Indeed, while “Midway” is a sloppy piece of filmmaking (abrupt transitions in narration and tone plague the footage before and after the battle), the all-too-real stakes make it easy to see why, even today, it remains a startling and surprising work. Almost the exact opposite is true for “She Wore a Yellow Ribbon,” a handsomely-photographed, technically flawless production that manages to conjure less drama than my average trip to the corner bodega. The film follows John Wayne’s Captain Nathan Brittles in the last week before his more-or-less forced retirement from the cavalry – nominally, he’s been tasked with delivering his commanding officer’s wife and niece to an eastbound stagecoach and curbing a Native American uprising in the wake of Little Big Horn, but the most concern Wayne manages to muster for these threats is a barely-perceivable frown. His plan to quell the rebellion, once put into motion, is hilariously abrupt, more worthy of the climax to a Marx Brothers parody than a classic Ford thriller. Brittles dedicates far more time to chastising his leading officers, who are stuck in a dull-as-dirt competition for the heart of the CO’s niece, Joanne Dru. There should be some hay to make here in the uneasy jealousy of two men fighting both for Dru’s affection and command of the troop, but neither character provides much of any reason to care for their fate – which might explain the film’s just-kidding last-minute turn to bring Wayne back.
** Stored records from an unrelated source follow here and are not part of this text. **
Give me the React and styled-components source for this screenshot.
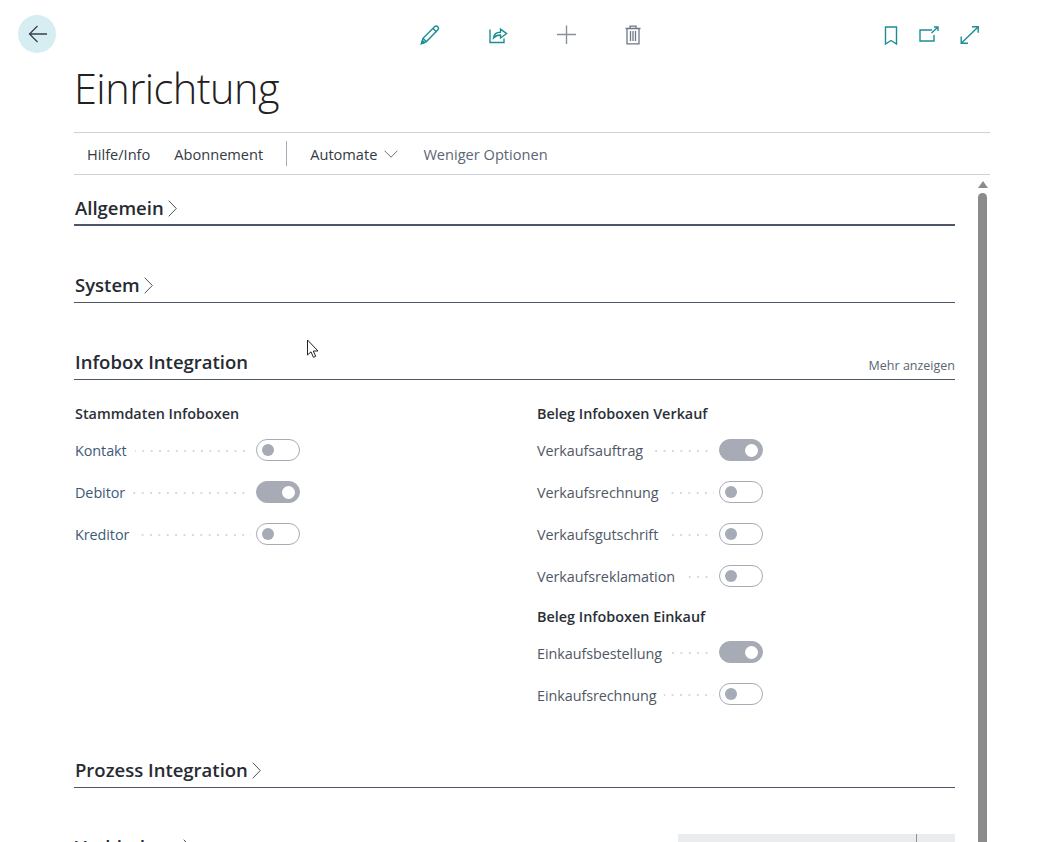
import React from "react";
import styled, { createGlobalStyle } from "styled-components";

const Global = createGlobalStyle`
  html, body { margin: 0; padding: 0; background: #fff; }
  body { font-family: "Open Sans", "Noto Sans", "Liberation Sans", sans-serif; color: #212121; }
  #root { height: 842px; overflow: hidden; }
`;

const Page = styled.div`
  position: relative;
  width: 1064px;
  height: 842px;
  overflow: hidden;
`;

const TopBar = styled.header`
  display: grid;
  grid-template-columns: 74px 1fr 184px;
  height: 66px;
`;

const BackCell = styled.div`
  padding: 15px 0 0 18px;
`;

const BackButton = styled.button`
  width: 38px;
  height: 38px;
  border: 0;
  padding: 0 0 0 1px;
  border-radius: 50%;
  background: #d6eef1;
  display: flex;
  align-items: center;
  justify-content: center;
`;

const CenterIcons = styled.div`
  display: flex;
  padding: 25px 0 0 346px;
  gap: 48px;
  align-items: flex-start;
`;

const RightIcons = styled.div`
  display: flex;
  padding: 26px 0 0 4px;
  gap: 21px;
  align-items: flex-start;
`;

const IconSvg = styled.svg`
  display: block;
  flex: none;
  fill: none;
  stroke: ${p => p.$color || "#1b8d93"};
  stroke-width: ${p => p.$sw || 1.4};
`;

const Main = styled.main`
  padding-left: 74px;
`;

const Title = styled.h1`
  margin: 0;
  height: 66px;
  font-family: "Open Sans", sans-serif;
  font-weight: 300;
  font-size: 41.5px;
  line-height: 45px;
  letter-spacing: -0.55px;
  color: #212121;
`;

const ActionBar = styled.nav`
  box-sizing: border-box;
  width: 916px;
  height: 43px;
  display: flex;
  align-items: center;
  border-top: 1px solid #cfd1d8;
  border-bottom: 1px solid #cfd1d8;
  font-size: 14.6px;
  padding: 1px 0 0 13px;
`;

const ActionItem = styled.span`
  color: ${p => (p.$muted ? "#5b6573" : "#333a44")};
  margin-right: ${p => p.$gap || 24}px;
  display: flex;
  align-items: center;
  gap: 7px;
`;

const ActionDivider = styled.span`
  width: 1px;
  height: 25px;
  background: #a8acb4;
  margin: -1px 23px 0 0;
`;

const ScrollWrap = styled.div`
  display: grid;
  grid-template-columns: 881px 32px;
  gap: 19px;
`;

const Content = styled.div`
  width: 881px;
`;

const ScrollBar = styled.div`
  display: flex;
  flex-direction: column;
  align-items: center;
  width: 9px;
  margin-left: 4px;
  padding-top: 6px;
`;

const ScrollArrow = styled.div`
  width: 0;
  height: 0;
  border-left: 5px solid transparent;
  border-right: 5px solid transparent;
  border-bottom: 7px solid #8b8b8b;
`;

const ScrollThumb = styled.div`
  width: 9px;
  height: 700px;
  margin-top: 5px;
  border-radius: 5px 5px 0 0;
  background: #8b8b8b;
`;

const Section = styled.section`
  margin-top: ${p => p.$top || 0}px;
`;

const SectionHead = styled.div`
  height: ${p => p.$h || 50}px;
  box-sizing: border-box;
  display: flex;
  align-items: flex-end;
  justify-content: space-between;
  border-bottom: ${p => p.$rule || 1}px solid #4d5666;
  padding: 0 0 ${p => (p.$rule === 2 ? 3 : 4)}px 1px;
`;

const SectionTitle = styled.h2`
  margin: 0;
  display: flex;
  align-items: center;
  gap: 4px;
  font-size: 18.5px;
  line-height: 26px;
  font-weight: 600;
  color: #262b33;
`;

const MoreLink = styled.a`
  font-size: 12.5px;
  color: #5b6573;
  line-height: 18px;
`;

const Columns = styled.div`
  display: grid;
  grid-template-columns: 463px 1fr;
  padding-top: 23px;
`;

const Column = styled.div`
  --label-inset: ${p => p.$inset || 0}px;
`;

const GroupTitle = styled.h3`
  margin: ${p => p.$top || 0}px 0 0;
  height: ${p => p.$h || 25}px;
  padding-left: var(--label-inset);
  font-size: 14.4px;
  line-height: 22px;
  font-weight: 600;
  color: #2b3038;
`;

const Row = styled.div`
  display: flex;
  align-items: center;
  width: 226px;
  height: 42px;
`;

const Label = styled.span`
  font-size: 14.4px;
  letter-spacing: -0.07px;
  color: ${p => (p.$link ? "#3d5a78" : "#505866")};
  margin: 0 8px 0 var(--label-inset);
  white-space: nowrap;
  position: relative;
  top: ${p => (p.$low ? 2 : 1)}px;
`;

const Dots = styled.span`
  flex: 1;
  height: 2px;
  margin: 3px 5px 0 0;
  background-image: radial-gradient(circle at 1px 1px, #d6d8dd 1px, transparent 1.1px);
  background-size: 8.4px 2px;
  background-position: right center;
`;

const Switch = styled.span`
  position: relative;
  flex: none;
  box-sizing: border-box;
  width: 44px;
  height: 22px;
  border-radius: 11px;
  border: 1px solid #a6abb5;
  background: ${p => (p.$on ? "#a6abb5" : "#fff")};
  margin-top: 2px;
`;

const Knob = styled.span`
  position: absolute;
  top: ${p => (p.$on ? "3.5px" : "4px")};
  left: ${p => (p.$on ? "25px" : "4.5px")};
  width: ${p => (p.$on ? "13px" : "12px")};
  height: ${p => (p.$on ? "13px" : "12px")};
  border-radius: 50%;
  background: ${p => (p.$on ? "#fff" : "#a6abb5")};
`;

const GridHeader = styled.div`
  align-self: flex-start;
  width: 277px;
  height: 30px;
  margin-top: 19px;
  background: #ebecee;
  display: flex;
  justify-content: flex-end;
`;

const GridCell = styled.div`
  width: 38px;
  height: 30px;
  border-left: 1px solid #8f8f8f;
`;

const Cursor = styled.svg`
  position: absolute;
  left: 306px;
  top: 339px;
`;

const Icon = {
  Back: () => (
    <IconSvg width="20" height="18" viewBox="0 0 20 18" $color="#3b4048" $sw={1.3}>
      <path d="M19 9H1.5M9.500 1 1.500 9l8 8" />
    </IconSvg>
  ),
  Pencil: () => (
    <IconSvg width="20" height="20" viewBox="0 0 20 20">
      <path d="M1.500 18.500 3 13.300 14.600 1.800c.9-.9 2.300-.9 3.100-.1.9.9.9 2.300 0 3.200L6.200 16.800z" />
      <path d="M13 3.500l3.600 3.600M3 13.300l3.400 3.400" />
      <path d="M1.500 18.500l3-1-2-2z" fill="#1b8d93" />
    </IconSvg>
  ),
  Share: () => (
    <IconSvg width="20" height="20" viewBox="0 0 20 20">
      <path d="M2 4.500v13h14v-4" />
      <path d="M5.500 13c.4-3.800 3-5.800 7-5.800V4.200L18.600 8.600 12.500 13v-3c-3 0-5 .8-7 3z" />
    </IconSvg>
  ),
  Plus: () => (
    <IconSvg width="20" height="20" viewBox="0 0 20 20" $color="#8a8f98" $sw={1.4}>
      <path d="M10.500 .5v18.500M1 9.500h19" />
    </IconSvg>
  ),
  Trash: () => (
    <IconSvg width="18" height="20" viewBox="-2 0 18 20" $color="#6f7785" $sw={1.3}>
      <path d="M-.5 3.500h15M4 3.500V1.200h6v2.300M1 3.500v15.300h12V3.500" />
      <path d="M4.500 6v10M7 6v10M9.500 6v10" />
    </IconSvg>
  ),
  Bookmark: () => (
    <IconSvg width="14" height="19" viewBox="0 0 14 19">
      <path d="M1.500 1h11v17L7 14.500 1.500 18z" />
    </IconSvg>
  ),
  Open: () => (
    <IconSvg width="20" height="16" viewBox="0 0 20 16">
      <path d="M13 4H1v11h14V9" />
      <path d="M12.500 7 19 1M15 1h4v4" />
    </IconSvg>
  ),
  Expand: () => (
    <IconSvg width="19" height="18" viewBox="0 0 19 18">
      <path d="M1.500 17 18 1M12 .8h6.200v6M1.200 10.500v6.700H8" />
    </IconSvg>
  ),
  ChevronRight: () => (
    <IconSvg width="9" height="17" viewBox="0 0 9 17" $color="#4b505a" $sw={1}>
      <path d="M.7 .7 8.300 8.500.7 16.300" />
    </IconSvg>
  ),
  ChevronDown: () => (
    <IconSvg width="14" height="8" viewBox="0 0 14 8" $color="#6b7280" $sw={1}>
      <path d="M.5 .7 7 7.200 13.500 .7" />
    </IconSvg>
  ),
};

const Field = ({ label, on, link, low }) => (
  <Row>
    <Label $link={link} $low={low}>{label}</Label>
    <Dots />
    <Switch $on={on}>
      <Knob $on={on} />
    </Switch>
  </Row>
);

const Head = ({ title, h, rule, chevron = true, more, children }) => (
  <SectionHead $h={h} $rule={rule}>
    <SectionTitle>
      {title}
      {chevron && <Icon.ChevronRight />}
    </SectionTitle>
    {more && <MoreLink>{more}</MoreLink>}
    {children}
  </SectionHead>
);

export default function App() {
  return (
    <Page>
      <Global />
      <TopBar>
        <BackCell>
          <BackButton aria-label="Zurück">
            <Icon.Back />
          </BackButton>
        </BackCell>
        <CenterIcons>
          <Icon.Pencil />
          <Icon.Share />
          <Icon.Plus />
          <Icon.Trash />
        </CenterIcons>
        <RightIcons>
          <Icon.Bookmark />
          <Icon.Open />
          <Icon.Expand />
        </RightIcons>
      </TopBar>
      <Main>
        <Title>Einrichtung</Title>
        <ActionBar>
          <ActionItem>Hilfe/Info</ActionItem>
          <ActionItem $gap={23}>Abonnement</ActionItem>
          <ActionDivider />
          <ActionItem $gap={25}>
            Automate <Icon.ChevronDown />
          </ActionItem>
          <ActionItem $muted>Weniger Optionen</ActionItem>
        </ActionBar>
        <ScrollWrap>
          <Content>
            <Section>
              <Head title="Allgemein" h={51} rule={2} />
            </Section>
            <Section $top={27}>
              <Head title="System" />
            </Section>
            <Section $top={27}>
              <Head title="Infobox Integration" chevron={false} more="Mehr anzeigen" />
              <Columns>
                <Column $inset={1}>
                  <GroupTitle>Stammdaten Infoboxen</GroupTitle>
                  <Field link label="Kontakt" />
                  <Field link label="Debitor" on />
                  <Field link label="Kreditor" />
                </Column>
                <Column>
                  <GroupTitle>Beleg Infoboxen Verkauf</GroupTitle>
                  <Field label="Verkaufsauftrag" on />
                  <Field label="Verkaufsrechnung" />
                  <Field label="Verkaufsgutschrift" />
                  <Field label="Verkaufsreklamation" />
                  <GroupTitle $top={10} $h={24}>Beleg Infoboxen Einkauf</GroupTitle>
                  <Field low label="Einkaufsbestellung" on />
                  <Field low label="Einkaufsrechnung" />
                </Column>
              </Columns>
            </Section>
            <Section $top={24}>
              <Head title="Prozess Integration" />
            </Section>
            <Section $top={27}>
              <Head title="Verbindung">
                <GridHeader>
                  <GridCell />
                </GridHeader>
              </Head>
            </Section>
          </Content>
          <ScrollBar>
            <ScrollArrow />
            <ScrollThumb />
          </ScrollBar>
        </ScrollWrap>
      </Main>
      <Cursor width="14" height="20" viewBox="0 0 14 20">
        <path d="M1.500 1v15l3.500-3.200 2.400 5.500 2.300-1-2.400-5.300h4.700z" fill="#fff" stroke="#222" strokeWidth="1" />
      </Cursor>
    </Page>
  );
}
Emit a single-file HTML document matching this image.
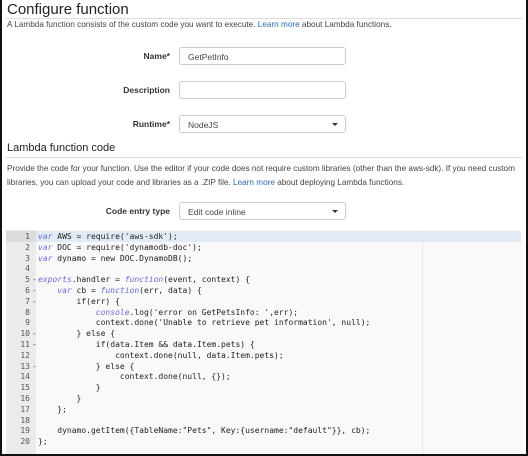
<!DOCTYPE html>
<html><head><style>
*{margin:0;padding:0;box-sizing:border-box}
body{width:528px;height:456px;background:#fff;font-family:"Liberation Sans",sans-serif;color:#333;position:relative;overflow:hidden}
.frame{position:absolute;left:0;top:0;width:528px;height:456px;border-left:2px solid #111;border-right:2px solid #111;border-bottom:2px solid #111}
.a{position:absolute;white-space:nowrap}
h1{position:absolute;left:7px;top:1px;font-size:15px;font-weight:normal;color:#222}
h2{position:absolute;left:7px;top:142px;font-size:11px;font-weight:normal;color:#222}
.hr{position:absolute;left:6px;right:6px;height:1px;background:#ddd}
.p{font-size:8.2px;color:#444}
.lnk{color:#2a6bb0}
.lbl{font-size:8.5px;font-weight:bold;color:#333;text-align:right;width:160px;left:10px}
.inp{position:absolute;left:179px;width:167px;height:18px;border:1px solid #ccc;border-radius:3px;background:#fff;font-size:8.5px;padding:4px 0 0 8px;color:#444}
.inp.sel:after{content:"";position:absolute;right:7px;top:7px;border-left:3px solid transparent;border-right:3px solid transparent;border-top:3px solid #333}
.code{position:absolute;left:6px;top:230px;width:515px;height:224px;background:#f9f9f9}
.gut{position:absolute;left:0;top:0;width:30px;height:224px;background:#ebebeb}
.pm{position:absolute;left:416px;top:0;width:1px;height:224px;background:#e6e6e6}
.act{position:absolute;left:30px;top:1px;width:485px;height:11px;background:#e2eaf5}
.actg{position:absolute;left:0;top:1px;width:30px;height:11px;background:#dcdcdc}
.ln{position:absolute;left:0;width:24px;text-align:right;font-family:"DejaVu Sans Mono",monospace;font-size:8px;color:#555}
.cl{position:absolute;left:32px;font-family:"DejaVu Sans Mono",monospace;font-size:8px;color:#222;white-space:pre}
.k{color:#6b6bd6;font-style:italic}
</style></head><body>
<h1>Configure function</h1>
<div class="hr" style="top:18px"></div>
<div class="a p" style="left:7px;top:20px">A Lambda function consists of the custom code you want to execute. <span class="lnk">Learn more</span> about Lambda functions.</div>
<div class="a lbl" style="top:51px">Name*</div>
<div class="inp" style="top:47px">GetPetInfo</div>
<div class="a lbl" style="top:85px">Description</div>
<div class="inp" style="top:81px"></div>
<div class="a lbl" style="top:119px">Runtime*</div>
<div class="inp sel" style="top:115px">NodeJS</div>
<h2>Lambda function code</h2>
<div class="hr" style="top:157px"></div>
<div class="a p" style="left:7px;top:162px;line-height:14px">Provide the code for your function. Use the editor if your code does not require custom libraries (other than the aws-sdk). If you need custom<br>libraries, you can upload your code and libraries as a .ZIP file. <span class="lnk">Learn more</span> about deploying Lambda functions.</div>
<div class="a lbl" style="top:206px">Code entry type</div>
<div class="inp sel" style="top:202px">Edit code inline</div>
<div class="code">
<div class="gut"></div><div class="pm"></div><div class="act"></div><div class="actg"></div>
<div id="c"></div>
</div>
<div class="frame"></div>
<script>
var L=[
'<span class="k">var</span> AWS = require(\'aws-sdk\');',
'<span class="k">var</span> DOC = require(\'dynamodb-doc\');',
'<span class="k">var</span> dynamo = new DOC.DynamoDB();',
'',
'<span class="k">exports</span>.handler = <span class="k">function</span>(event, context) {',
'    <span class="k">var</span> cb = <span class="k">function</span>(err, data) {',
'        if(err) {',
'            <span class="k">console</span>.log(\'error on GetPetsInfo: \',err);',
'            context.done(\'Unable to retrieve pet information\', null);',
'        } else {',
'            if(data.Item &amp;&amp; data.Item.pets) {',
'                context.done(null, data.Item.pets);',
'            } else {',
'                 context.done(null, {});',
'            }',
'        }',
'    };',
'',
'    dynamo.getItem({TableName:"Pets", Key:{username:"default"}}, cb);',
'};'];
var f=[5,6,7,10,11,13],h='';
for(var i=0;i<L.length;i++){var t=2+i*10.8;
h+='<div class="ln" style="top:'+t+'px">'+(i+1)+(f.indexOf(i+1)>=0?'<span style="position:absolute;left:26px">-</span>':'')+'</div><div class="cl" style="top:'+t+'px">'+L[i]+'</div>';}
document.getElementById('c').innerHTML=h;
</script>
</body></html>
There’s glimmers of excitement – Ben Johnson’s chief scout has a few flashes of heroism, including a daring horseback leap, that would suggest he could’ve made that love triangle far more interesting. And the cinematography certainly earned the Academy Award it won – Technicolor is extremely flattering to those eye-popping yellow and blue uniforms. But a curious lack of suspense (and an unnecessarily dragged-out “comedic” fight sequence involving Wayne’s drunkard First Sergeant) put this one pretty low on the John Ford Western totem pole.